Benchmark DeepSeek R1 FP4 inference with SGLang#

2025-09-18

3 min read time

Applies to Linux

Note

For the latest iteration of AI training and inference performance for ROCm 7.0, see Infinity Hub and the ROCm 7.0 AI training and inference performance documentation.

This section provides instructions to test the inference performance of DeepSeek R1 with FP4 precision via the SGLang serving framework. The accompanying Docker image integrates the ROCm 7.0 preview with SGLang, and is tailored for AMD Instinct MI355X and MI350X accelerators. This benchmark does not support other accelerators.

Follow these steps to pull the required image, spin up the container with the appropriate options, download the model, and run the benchmark.

Pull the Docker image#

Use the following command to pull the Docker image.

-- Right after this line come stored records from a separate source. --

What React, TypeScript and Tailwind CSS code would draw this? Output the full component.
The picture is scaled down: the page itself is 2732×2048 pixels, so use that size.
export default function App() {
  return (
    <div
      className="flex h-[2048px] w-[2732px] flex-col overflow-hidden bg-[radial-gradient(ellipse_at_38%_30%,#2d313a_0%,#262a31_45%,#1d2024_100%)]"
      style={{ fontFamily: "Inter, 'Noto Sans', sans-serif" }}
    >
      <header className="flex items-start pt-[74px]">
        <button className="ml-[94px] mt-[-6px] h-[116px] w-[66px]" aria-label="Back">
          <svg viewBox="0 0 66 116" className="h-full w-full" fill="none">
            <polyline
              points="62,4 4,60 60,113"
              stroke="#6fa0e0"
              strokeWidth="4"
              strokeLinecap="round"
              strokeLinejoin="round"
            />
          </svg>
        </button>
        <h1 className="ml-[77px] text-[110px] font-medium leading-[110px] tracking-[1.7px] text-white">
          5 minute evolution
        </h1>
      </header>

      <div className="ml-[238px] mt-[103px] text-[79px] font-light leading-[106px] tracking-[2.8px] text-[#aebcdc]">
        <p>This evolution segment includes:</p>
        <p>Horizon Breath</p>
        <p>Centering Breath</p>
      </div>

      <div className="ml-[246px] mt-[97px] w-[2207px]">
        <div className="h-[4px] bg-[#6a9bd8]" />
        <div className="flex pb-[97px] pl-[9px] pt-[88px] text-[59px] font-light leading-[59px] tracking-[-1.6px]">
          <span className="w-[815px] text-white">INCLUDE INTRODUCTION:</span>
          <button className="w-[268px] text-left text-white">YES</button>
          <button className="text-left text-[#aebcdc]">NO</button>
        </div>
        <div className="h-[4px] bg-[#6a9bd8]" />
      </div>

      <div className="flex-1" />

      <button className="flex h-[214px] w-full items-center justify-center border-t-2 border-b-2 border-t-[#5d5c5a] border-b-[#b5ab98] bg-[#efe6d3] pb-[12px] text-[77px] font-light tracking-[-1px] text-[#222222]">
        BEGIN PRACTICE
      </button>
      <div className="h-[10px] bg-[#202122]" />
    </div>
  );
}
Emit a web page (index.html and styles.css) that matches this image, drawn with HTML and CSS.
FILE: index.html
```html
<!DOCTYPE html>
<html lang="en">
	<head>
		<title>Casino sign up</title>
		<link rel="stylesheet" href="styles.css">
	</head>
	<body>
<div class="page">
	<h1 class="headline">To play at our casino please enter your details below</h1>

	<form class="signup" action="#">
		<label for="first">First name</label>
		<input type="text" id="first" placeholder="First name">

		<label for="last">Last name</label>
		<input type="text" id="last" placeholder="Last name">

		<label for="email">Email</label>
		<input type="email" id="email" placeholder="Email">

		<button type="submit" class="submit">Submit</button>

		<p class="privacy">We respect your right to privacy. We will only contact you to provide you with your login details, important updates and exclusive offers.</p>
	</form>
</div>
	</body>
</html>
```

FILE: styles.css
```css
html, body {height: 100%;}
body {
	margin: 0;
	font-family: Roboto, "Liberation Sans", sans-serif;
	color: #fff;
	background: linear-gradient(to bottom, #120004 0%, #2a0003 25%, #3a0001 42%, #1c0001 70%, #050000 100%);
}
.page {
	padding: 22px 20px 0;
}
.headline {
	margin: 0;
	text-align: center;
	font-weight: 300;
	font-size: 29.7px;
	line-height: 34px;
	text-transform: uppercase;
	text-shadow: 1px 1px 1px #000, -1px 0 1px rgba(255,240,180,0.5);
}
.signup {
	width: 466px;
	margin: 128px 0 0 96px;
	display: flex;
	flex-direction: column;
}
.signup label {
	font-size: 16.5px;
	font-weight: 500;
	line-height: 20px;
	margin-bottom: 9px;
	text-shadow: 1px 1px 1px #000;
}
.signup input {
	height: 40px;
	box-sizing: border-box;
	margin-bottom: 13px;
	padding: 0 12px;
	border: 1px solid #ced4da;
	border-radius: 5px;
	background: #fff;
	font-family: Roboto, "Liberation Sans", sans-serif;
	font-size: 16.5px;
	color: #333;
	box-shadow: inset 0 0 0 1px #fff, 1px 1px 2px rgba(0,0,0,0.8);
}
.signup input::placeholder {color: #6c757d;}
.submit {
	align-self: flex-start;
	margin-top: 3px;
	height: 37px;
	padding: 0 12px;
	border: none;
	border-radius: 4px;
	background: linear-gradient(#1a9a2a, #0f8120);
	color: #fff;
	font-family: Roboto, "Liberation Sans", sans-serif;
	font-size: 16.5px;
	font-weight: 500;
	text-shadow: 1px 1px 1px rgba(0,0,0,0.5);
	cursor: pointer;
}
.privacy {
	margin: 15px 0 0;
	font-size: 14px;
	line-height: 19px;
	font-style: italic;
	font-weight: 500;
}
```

docker pull rocm/7.0-preview:rocm7.0_preview_ubuntu_22.04_sgl-dev-v0.5.2rc2_mi35x_rc1

Download the model#

See the model card on Hugging Face at DeepSeek-R1-MXFP4-Preview. This model uses microscaling 4-bit floating point (MXFP4) quantization through AMD Quark for efficient inference on AMD accelerators.

pip install huggingface_hub[cli] hf_transfer hf_xet
HF_HUB_ENABLE_HF_TRANSFER=1 \
HF_HOME=/data/huggingface-cache \
HF_TOKEN="<HF_TOKEN>" \
huggingface-cli download amd/DeepSeek-R1-0528-MXFP4-Preview --exclude "original/*"

Run the inference benchmark#

Start the container using the following command.

docker run -it \
    --user root \
    --group-add video \
    --cap-add=SYS_PTRACE \
    --security-opt seccomp=unconfined \
    -w /app/ \
    --ipc=host \
    --network=host \
    --shm-size 64G \
    --mount type=bind,src=/data,dst=/data \
    --device=/dev/kfd \
    --device=/dev/dri \
    -e SGLANG_USE_AITER=1 \
    rocm/7.0-preview:rocm7.0_preview_ubuntu_22.04_sgl-dev-v0.5.2rc2_mi35x_rc1

Start the server.

python3 -m sglang.launch_server \
    --model-path amd/DeepSeek-R1-0528-MXFP4-Preview \
    --host localhost \
    --port 8000 \
    --tensor-parallel-size 8 \
    --trust-remote-code \
    --chunked-prefill-size 196608 \
    --mem-fraction-static 0.8 \
    --disable-radix-cache \
    --num-continuous-decode-steps 4 \
    --max-prefill-tokens 196608 \
    --cuda-graph-max-bs 128 &

Run the benchmark with the following options.

input_tokens=1024
output_tokens=1024
max_concurrency=64
num_prompts=128

python3 -m sglang.bench_serving \
    --host localhost \
    --port 8000 \
    --model amd/DeepSeek-R1-0528-MXFP4-Preview \
    --dataset-name random \
    --random-input ${input_tokens} \
    --random-output ${output_tokens} \
    --random-range-ratio 1.0 \
    --max-concurrency ${max_concurrency} \
    --num-prompt ${num_prompts}